Things didn’t improve. Bilic did have the satisfaction of a 4-0 derby win against Luton in his sixth league game in charge in October, but otherwise results remained patchy, even though as late as mid-January the team remained in third. But 2023 has not been a happy year. They were eliminated from the FA Cup at the first hurdle by Reading, while in the league they’ve only won two of their last 14 matches.

The chase for an automatic promotion place faded into a chase for a play-off place, and that has only continued to diminish to a point at which even making the top six is starting to feel like a pipe dream. Watford are now six points off the play-off places with just five games left, the inherent advantage that comes with being a club freshly relegated from the Premier League having been frittered away.

Bilic himself couldn’t steady the listing ship. He lasted until March 7 before being replaced by Chris Wilder, but under Wilder things don’t seem to have improved very much. Wilder is an experienced face in the EFL who won the League Two title with Northampton Town in 2016 as the club financially imploded around him, and who then won two promotions in three seasons with Sheffield United, taking them from League One into the Premier League. It’s almost as though the sense of rudderlessness which has descended over Watford over the last couple of years can’t be fixed by shuffling through three managers per season alone.

But then again, it may be understandable if the Pozzos have had other things on their mind than Watford at the moment. After all, they’re currently somewhat wrapped up in a court case in Spain concerning the tax implications of transfer activity between Granada CF and Udinese. Spanish magistrates have accused Gino Pozzo of launching a ‘criminal plan’ while he was the owner of Granada, using what was described as a set of ‘opaque structures’ to hide the true source of funds disbursed to illegally evade tax on player trading between the two clubs. The matter is ongoing.

Meanwhile back in Hertfordshire, tempers have been continuing to fray. At home against Huddersfield Town on Good Friday, supporters chanted for the removal of the Pozzos while footage on social media showed one supporter with a ‘Pozzo Out’ banner being escorted from the ground with the stewards apparently trying to seize the banner itself. The unhappiness over the Pozzos has been swelling for some time at Vicarage Road, and what has been clear from the last couple of seasons is that the diversionary tactic of repeatedly changing managers is no longer anything like enough to persuade fans that the issues within the club are the fault of the procession of experienced coaches that have tried and – certainly over the last couple of seasons – failed.

The issues, it is clear, run far deeper than this.

Even now, with all this water still passing under the bridge, this season could yet end successfully. Their hopes of making the Championship play-offs may be fading, but they haven’t quite been extinguished yet. No matter how unlikely it may seem with just five matches left, they could end the season back in the Premier League again.

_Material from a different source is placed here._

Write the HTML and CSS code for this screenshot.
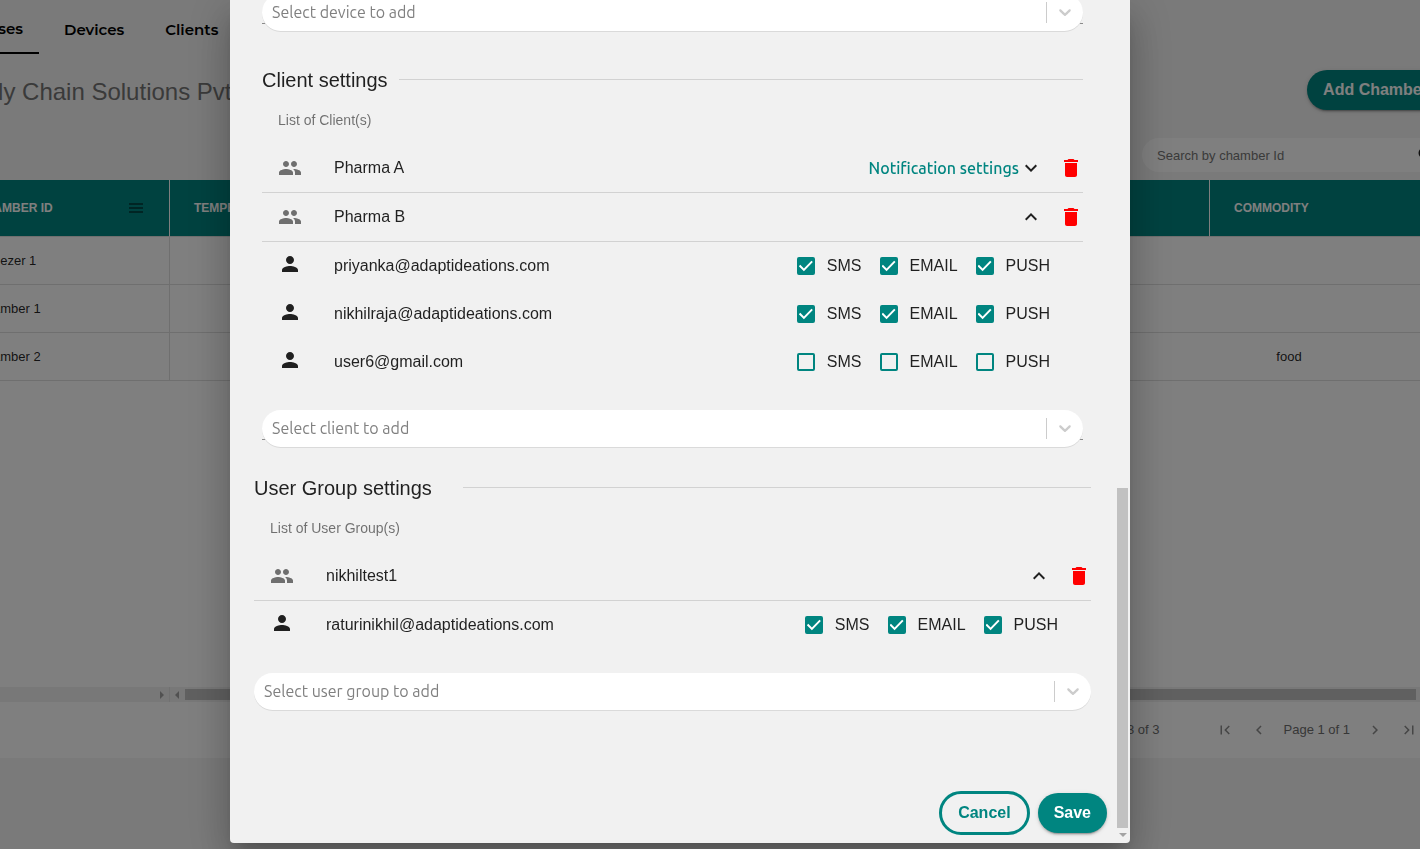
FILE: index.html
```html
<!DOCTYPE html>
<html lang="en">
<head>
<meta charset="utf-8">
<title>Chambers</title>
<link rel="stylesheet" href="styles.css">
</head>
<body>
<svg class="sprite" aria-hidden="true">
  <symbol id="people" viewBox="0 0 24 24"><path d="M16 11c1.66 0 2.99-1.34 2.99-3S17.66 5 16 5s-3 1.34-3 3 1.34 3 3 3zm-8 0c1.66 0 2.99-1.34 2.99-3S9.66 5 8 5 5 6.34 5 8s1.34 3 3 3zm0 2c-2.33 0-7 1.17-7 3.5V19h14v-2.500c0-2.330-4.670-3.500-7-3.500zm8 0c-.29 0-.62.02-.97.05 1.160.84 1.970 1.970 1.970 3.450V19h6v-2.500c0-2.330-4.670-3.500-7-3.500z"/></symbol>
  <symbol id="person" viewBox="0 0 24 24"><path d="M12 12c2.210 0 4-1.790 4-4s-1.790-4-4-4-4 1.790-4 4 1.790 4 4 4zm0 2c-2.670 0-8 1.340-8 4v2h16v-2c0-2.660-5.330-4-8-4z"/></symbol>
  <symbol id="trash" viewBox="0 0 24 24"><path d="M6 19c0 1.100.9 2 2 2h8c1.100 0 2-.9 2-2V7H6v12zM19 4h-3.500l-1-1h-5l-1 1H5v2h14V4z"/></symbol>
  <symbol id="down" viewBox="0 0 24 24"><path d="M7.410 8.590 12 13.170l4.590-4.580L18 10l-6 6-6-6z"/></symbol>
  <symbol id="up" viewBox="0 0 24 24"><path d="M7.410 15.410 12 10.830l4.590 4.580L18 14l-6-6-6 6z"/></symbol>
  <symbol id="left" viewBox="0 0 24 24"><path d="M15.410 7.410 14 6l-6 6 6 6 1.410-1.410L10.830 12z"/></symbol>
  <symbol id="right" viewBox="0 0 24 24"><path d="M10 6 8.590 7.410 13.170 12l-4.580 4.590L10 18l6-6z"/></symbol>
  <symbol id="first" viewBox="0 0 24 24"><path d="M18.410 16.590 13.820 12l4.590-4.590L17 6l-6 6 6 6zM6 6h2v12H6z"/></symbol>
  <symbol id="last" viewBox="0 0 24 24"><path d="M5.590 7.410 10.180 12l-4.590 4.590L7 18l6-6-6-6zM16 6h2v12h-2z"/></symbol>
  <symbol id="search" viewBox="0 0 24 24"><path d="M15.500 14h-.79l-.28-.27A6.470 6.470 0 0 0 16 9.500 6.500 6.500 0 1 0 9.500 16c1.610 0 3.090-.59 4.230-1.570l.27.28v.79l5 4.990L20.490 19l-4.990-5zm-6 0a4.500 4.500 0 1 1 0-9 4.500 4.500 0 0 1 0 9z"/></symbol>
  <symbol id="select-arrow" viewBox="0 0 20 20"><path d="M4.516 7.548c.436-.446 1.043-.481 1.576 0L10 11.295l3.908-3.747c.533-.481 1.141-.446 1.574 0 .436.445.408 1.197 0 1.615-.406.418-4.695 4.502-4.695 4.502a1.095 1.095 0 0 1-1.576 0S4.924 9.581 4.516 9.163s-.436-1.170 0-1.615z"/></symbol>
</svg>

<div class="app">
  <nav class="nav">
    <a class="nav-link first active" href="#">Warehouses</a>
    <a class="nav-link" href="#">Devices</a>
    <a class="nav-link" href="#">Clients</a>
  </nav>
  <header class="titlebar">
    <h1>Supply Chain Solutions Pvt</h1>
    <button class="btn btn-solid" type="button">Add Chamber</button>
  </header>
  <div class="toolbar">
    <div class="search">
      <input type="text" placeholder="Search by chamber Id" aria-label="Search by chamber Id">
      <svg class="search-icon"><use href="#search"/></svg>
    </div>
  </div>
  <main class="grid">
    <div class="grid-body">
      <table>
        <colgroup><col class="col-id"><col><col class="col-commodity"><col class="col-rest"></colgroup>
        <thead>
          <tr>
            <th><div class="head-cell"><span>CHAMBER ID</span><span class="menu-icon"></span></div></th>
            <th>TEMPERATURE</th>
            <th>COMMODITY</th>
            <th></th>
          </tr>
        </thead>
        <tbody>
          <tr><td>Freezer 1</td><td></td><td></td><td></td></tr>
          <tr><td>Chamber 1</td><td></td><td></td><td></td></tr>
          <tr><td>Chamber 2</td><td></td><td>food</td><td></td></tr>
        </tbody>
      </table>
    </div>
    <div class="hscroll">
      <div class="hscroll-pinned"><span class="tri tri-right"></span></div>
      <div class="hscroll-main"><span class="tri tri-left"></span><span class="hthumb"></span></div>
    </div>
    <footer class="pager">
      <span class="pager-count">1 to 3 of 3</span>
      <div class="pager-nav">
        <button type="button" aria-label="First page"><svg><use href="#first"/></svg></button>
        <button type="button" aria-label="Previous page"><svg><use href="#left"/></svg></button>
      </div>
      <span class="pager-page">Page 1 of 1</span>
      <div class="pager-nav">
        <button type="button" aria-label="Next page"><svg><use href="#right"/></svg></button>
        <button type="button" aria-label="Last page"><svg><use href="#last"/></svg></button>
      </div>
    </footer>
  </main>
</div>

<div class="backdrop">
  <div class="modal" role="dialog" aria-modal="true" aria-label="Chamber settings">
    <form class="content">
      <section class="inset">
        <div class="picker picker-line picker-top">
          <select aria-label="Select device to add"><option>Select device to add</option></select>
          <svg><use href="#select-arrow"/></svg>
        </div>
        <div class="heading heading-client"><h2>Client settings</h2><hr></div>
        <h3>List of Client(s)</h3>
        <div class="row">
          <svg class="lead-icon"><use href="#people"/></svg>
          <span class="name">Pharma A</span>
          <button class="toggle" type="button">Notification settings<svg><use href="#down"/></svg></button>
          <button class="delete" type="button" aria-label="Delete Pharma A"><svg><use href="#trash"/></svg></button>
        </div>
        <div class="row">
          <svg class="lead-icon"><use href="#people"/></svg>
          <span class="name">Pharma B</span>
          <button class="toggle" type="button" aria-label="Collapse Pharma B"><svg><use href="#up"/></svg></button>
          <button class="delete" type="button" aria-label="Delete Pharma B"><svg><use href="#trash"/></svg></button>
        </div>
        <div class="user">
          <svg class="lead-icon"><use href="#person"/></svg>
          <span class="name">priyanka@adaptideations.com</span>
          <label><input type="checkbox" checked>SMS</label>
          <label><input type="checkbox" checked>EMAIL</label>
          <label><input type="checkbox" checked>PUSH</label>
        </div>
        <div class="user">
          <svg class="lead-icon"><use href="#person"/></svg>
          <span class="name">nikhilraja@adaptideations.com</span>
          <label><input type="checkbox" checked>SMS</label>
          <label><input type="checkbox" checked>EMAIL</label>
          <label><input type="checkbox" checked>PUSH</label>
        </div>
        <div class="user">
          <svg class="lead-icon"><use href="#person"/></svg>
          <span class="name">user6@gmail.com</span>
          <label><input type="checkbox">SMS</label>
          <label><input type="checkbox">EMAIL</label>
          <label><input type="checkbox">PUSH</label>
        </div>
        <div class="picker picker-line">
          <select aria-label="Select client to add"><option>Select client to add</option></select>
          <svg><use href="#select-arrow"/></svg>
        </div>
      </section>
      <section>
        <div class="heading heading-group"><h2>User Group settings</h2><hr></div>
        <h3>List of User Group(s)</h3>
        <div class="row">
          <svg class="lead-icon"><use href="#people"/></svg>
          <span class="name">nikhiltest1</span>
          <button class="toggle" type="button" aria-label="Collapse nikhiltest1"><svg><use href="#up"/></svg></button>
          <button class="delete" type="button" aria-label="Delete nikhiltest1"><svg><use href="#trash"/></svg></button>
        </div>
        <div class="user">
          <svg class="lead-icon"><use href="#person"/></svg>
          <span class="name">raturinikhil@adaptideations.com</span>
          <label><input type="checkbox" checked>SMS</label>
          <label><input type="checkbox" checked>EMAIL</label>
          <label><input type="checkbox" checked>PUSH</label>
        </div>
        <div class="picker">
          <select aria-label="Select user group to add"><option>Select user group to add</option></select>
          <svg><use href="#select-arrow"/></svg>
        </div>
      </section>
      <div class="actions">
        <button class="btn btn-outline" type="button">Cancel</button>
        <button class="btn btn-solid" type="submit">Save</button>
      </div>
    </form>
    <div class="vscroll"><span class="vthumb"></span><span class="tri tri-down"></span></div>
  </div>
</div>
</body>
</html>
```
FILE: styles.css
```css
:root {
  --teal: #008580;
  --text: rgba(0, 0, 0, 0.87);
  --muted: rgba(0, 0, 0, 0.54);
}

* { box-sizing: border-box; }

body {
  margin: 0;
  overflow: hidden;
  background: #f4f4f4;
  color: var(--text);
  font: 16px/24px "Liberation Sans", Arial, sans-serif;
}

h1, h2, h3 { margin: 0; font-weight: 400; }
button { font: inherit; border: 0; background: none; padding: 0; cursor: pointer; }
svg { width: 24px; height: 24px; fill: currentColor; flex: none; display: block; }
.sprite { display: none; }

/* Page, scrolled sideways behind the dialog */
.app { margin: 0 -60px 0 -152px; }

.nav { display: flex; gap: 9px; height: 54px; }
.nav-link {
  display: flex;
  align-items: center;
  padding: 6px 16px 0;
  color: #000;
  font: 600 15px/24px Montserrat, Inter, sans-serif;
  text-decoration: none;
}
.nav-link.first { width: 191px; justify-content: flex-end; }
.nav-link.active { border-bottom: 2px solid #000; }

.titlebar {
  display: flex;
  align-items: center;
  justify-content: space-between;
  height: 72px;
  padding: 0 36px 0 94px;
}
.titlebar h1 { padding-top: 4px; color: #757575; font-size: 24px; line-height: 32px; }

.btn {
  border-radius: 22px;
  padding: 0 16px;
  height: 40px;
  font-size: 16px;
  font-weight: 700;
}
.btn-solid {
  background: var(--teal);
  color: #fff;
  box-shadow: 0 3px 1px -2px rgba(0, 0, 0, 0.2), 0 2px 2px rgba(0, 0, 0, 0.14), 0 1px 5px rgba(0, 0, 0, 0.12);
}
.btn-outline { height: 44px; border: 3px solid var(--teal); color: var(--teal); }

.toolbar { display: flex; justify-content: flex-end; padding: 12px 42px 8px 0; }
.search {
  display: flex;
  align-items: center;
  width: 296px;
  height: 34px;
  padding: 0 2px 0 15px;
  border-radius: 17px;
  background: #fff;
}
.search input {
  flex: 1;
  min-width: 0;
  border: 0;
  padding: 2px 0 0;
  background: none;
  color: #757575;
  font: 13px/16px "Liberation Sans", Arial, sans-serif;
}
.search-icon { width: 20px; height: 20px; }

.grid { background: #fff; }
.grid-body { min-height: 507px; }
table { width: 100%; table-layout: fixed; border-collapse: separate; border-spacing: 0; }
.col-id { width: 322px; }
.col-commodity { width: 158px; }
.col-rest { width: 112px; }
th {
  height: 57px;
  padding: 0 24px;
  background: var(--teal);
  border-bottom: 1px solid #dedede;
  color: #fff;
  font-size: 12px;
  line-height: 16px;
  text-align: left;
}
th:nth-child(-n+2) { border-right: 1px solid #fff; }
.head-cell { display: flex; align-items: center; justify-content: space-between; padding-left: 104px; }
.menu-icon {
  width: 14px;
  height: 10px;
  margin-right: 2px;
  background: repeating-linear-gradient(#004b48 0 2px, transparent 2px 4px);
}
td {
  height: 48px;
  padding: 0;
  border-bottom: 1px solid #dedede;
  font-size: 13px;
  line-height: 16px;
  text-align: center;
}
td:first-child { border-right: 1px solid #dedede; }

.hscroll { display: flex; height: 15px; background: #f1f1f1; }
.hscroll-pinned { display: flex; align-items: center; justify-content: flex-end; width: 322px; padding-right: 5px; border-right: 1px solid #e2e2e2; }
.hscroll-main { display: flex; flex: 1; align-items: center; gap: 6px; padding: 0 64px 0 5px; }
.hthumb { flex: 1; height: 11px; background: #c1c1c1; }
.tri { width: 0; height: 0; border: 4px solid transparent; }
.tri-right { border-left-color: #a3a3a3; border-right-width: 0; }
.tri-left { border-right-color: #a3a3a3; border-left-width: 0; }
.tri-down { border-top-color: #a3a3a3; border-bottom-width: 0; }

.pager {
  display: flex;
  align-items: center;
  justify-content: flex-end;
  height: 56px;
  padding-right: 59px;
  color: #6f6f6f;
  font-size: 13px;
}
.pager-count { margin-right: 53px; }
.pager-page { margin: 0 13px; }
.pager-nav { display: flex; gap: 10px; }
.pager-nav button { color: #8c8c8c; padding: 3px; }
.pager-nav svg { width: 18px; height: 18px; }

/* Dialog */
.backdrop {
  position: fixed;
  inset: 0;
  display: flex;
  justify-content: center;
  padding: 0 84px 6px 24px;
  background: rgba(0, 0, 0, 0.5);
}
.modal {
  display: flex;
  width: 100%;
  max-width: 900px;
  overflow: hidden;
  border-radius: 0 0 4px 4px;
  background: #f1f1f1;
  box-shadow: 0 11px 15px -7px rgba(0, 0, 0, 0.2), 0 24px 38px 3px rgba(0, 0, 0, 0.14), 0 9px 46px 8px rgba(0, 0, 0, 0.12);
}
.content { display: flex; flex: 1; flex-direction: column; min-width: 0; padding: 0 24px 8px; }
.inset { padding: 0 8px; }

.picker { position: relative; margin: 24px 0; height: 38px; isolation: isolate; }
.picker-top { margin: -6px 0 32px; }
.picker-line::before {
  content: "";
  position: absolute;
  z-index: -1;
  inset: 0 0 8px;
  border-bottom: 1px solid #8a8a8a;
}
.picker select {
  width: 100%;
  height: 37px;
  padding: 0 40px 2px 10px;
  appearance: none;
  border: 0;
  border-radius: 19px;
  background: #fff;
  box-shadow: 0 1px 0 #dadada;
  color: #808080;
  font: 400 16px/24px Ubuntu, "Noto Sans", sans-serif;
}
.picker::after {
  content: "";
  position: absolute;
  top: 8px;
  right: 36px;
  width: 1px;
  height: 21px;
  background: #ccc;
}
.picker svg {
  position: absolute;
  top: 8px;
  right: 8px;
  width: 20px;
  height: 20px;
  color: #ccc;
  pointer-events: none;
}

.heading { display: grid; align-items: center; }
.heading-client { grid-template-columns: 1fr 5fr; }
.heading-group { grid-template-columns: 1fr 3fr; }
.heading h2 { font-size: 20px; line-height: 32px; white-space: nowrap; }
.heading hr { width: 100%; height: 1px; margin: 0 0 2px; border: 0; background: #d2d2d2; }

h3 { padding: 0 16px; color: var(--muted); font-size: 14px; line-height: 48px; }

.row, .user { display: flex; align-items: center; min-height: 48px; padding-left: 16px; }
.row { min-height: 49px; border-bottom: 1px solid #d2d2d2; }
.lead-icon { margin-right: 32px; }
.row .lead-icon { color: var(--muted); }
.user .lead-icon { height: 28px; padding-bottom: 4px; }
.name { flex: 1; min-width: 0; }
.toggle { display: flex; align-items: center; color: var(--teal); font: 500 16px/24px Ubuntu, "Noto Sans", sans-serif; }
.toggle svg { color: var(--text); }
.delete { margin-left: 16px; color: #f00; }

.user { padding-right: 33px; }
.user label { display: flex; align-items: center; gap: 12px; margin-left: 18px; }
.user input {
  width: 18px;
  height: 18px;
  margin: 0;
  appearance: none;
  border: 2px solid var(--teal);
  border-radius: 2px;
}
.user input:checked { display: grid; background: var(--teal); }
.user input:checked::before {
  content: "";
  background: #fff;
  clip-path: polygon(0 51%, 10% 41%, 36% 67%, 90% 12%, 100% 22%, 36% 87%);
}

.actions { display: flex; align-items: center; justify-content: flex-end; gap: 8px; margin: auto -16px 0 0; }

.vscroll {
  display: flex;
  flex-direction: column;
  align-items: center;
  justify-content: flex-end;
  width: 15px;
  padding-bottom: 6px;
}
.vthumb { width: 11px; height: calc(40% + 5px); margin-bottom: 5px; background: #c1c1c1; }
```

But this in itself raises a further question: were Watford to somehow achieve this, would they be in any condition whatsoever to be able to deal with it?

The evidence of their last season in the top flight suggested that they weren’t then, and much behind the scenes at the club seems to be continuing to deteriorate further. And the supplementary question that accompanies this is arguably even more pertinent: what happens if they don’t? Revenues will only drop further with each season away from the Premier League, and at a time of the year when supporters are expected to renew their season tickets for the next campaign, having them in their current frame of mind could be extremely damaging.

The Pozzos defied expectations at Vicarage Road for a long time, but it feels as though they’ve run out of road. It’s time for them to consider an exit strategy before any serious damage is done to the club.